We know the equation exactly, since I defined it above. The radius of a stellar black hole (that is a black hole with mass exactly equal to the mass of the Sun, $M_\odot$) is given by
$$r=\frac{GM_{\odot}}{c^2}=1.48\:\text{km}$$
So yes, they were correct on their radius. They also state that spinning any faster results in a naked singularity. This is entirely true. To see this, go back to the equation for the event horizon. Remember that our upper spin limit is that $a=M$. What happens to our event horizon radius when $a>M$ (and thus $a/M>1$)? For arguments say, lets say $a=2M$. Then our event horizon radius becomes
$$r_{\text{e}}=M-(M^2-a^2)^{1/2}=M-(M^2-4M^2)^{1/2}=M-(-3M^2)^{1/2}=M-i\sqrt{3}M$$
Suddenly our radius is complex and has an imaginary component! That means it is not physical and thus cannot exist. Now that we don't have an event horizon, our singularity can't hide behind it and is "naked", exposed to the universe for anyone to see. GR tells us such an event shouldn't be allowed to happen because it results in all sorts of violations of physics. So somehow, something has to prevent black holes from spinning faster than a maximal black hole.
Shouldn't all black holes spin extremely fast (conservation of angular momentum) or would a retrograde accretion disk slow it down.
Yes, that is true in general. All black holes should spin extremely fast, simply because of conservation of angular momentum. In fact, I don't think I can come up with a case where a black hole was found to be not spinning. Shown below is a plot from this Nature paper which shows the measured spin of 19 supermassive black holes. They're all spinning pretty fast with some of them almost at the speed of light. None of them are even close to not spinning.

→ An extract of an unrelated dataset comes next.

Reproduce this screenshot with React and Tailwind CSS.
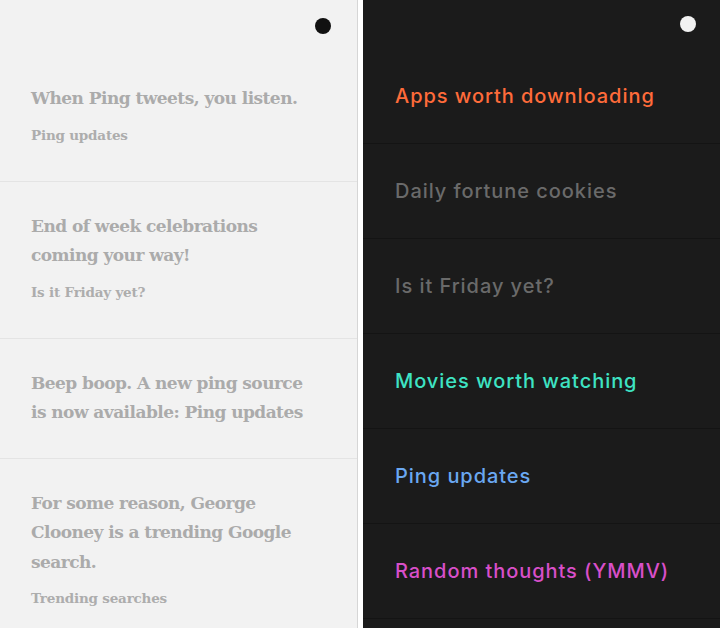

Footnote: In GR, to make the math easier, often scientists adopt special units known as geometrized units. These are units chosen in just such a way that the gravitational constant, $G$, and the speed of light, $c$, are equal to one. There's infinitely many units which allow this. Essentially this means no GR equations have $G$ or $c$ in them, but they're implicitly there, they're just equal to one and so not shown.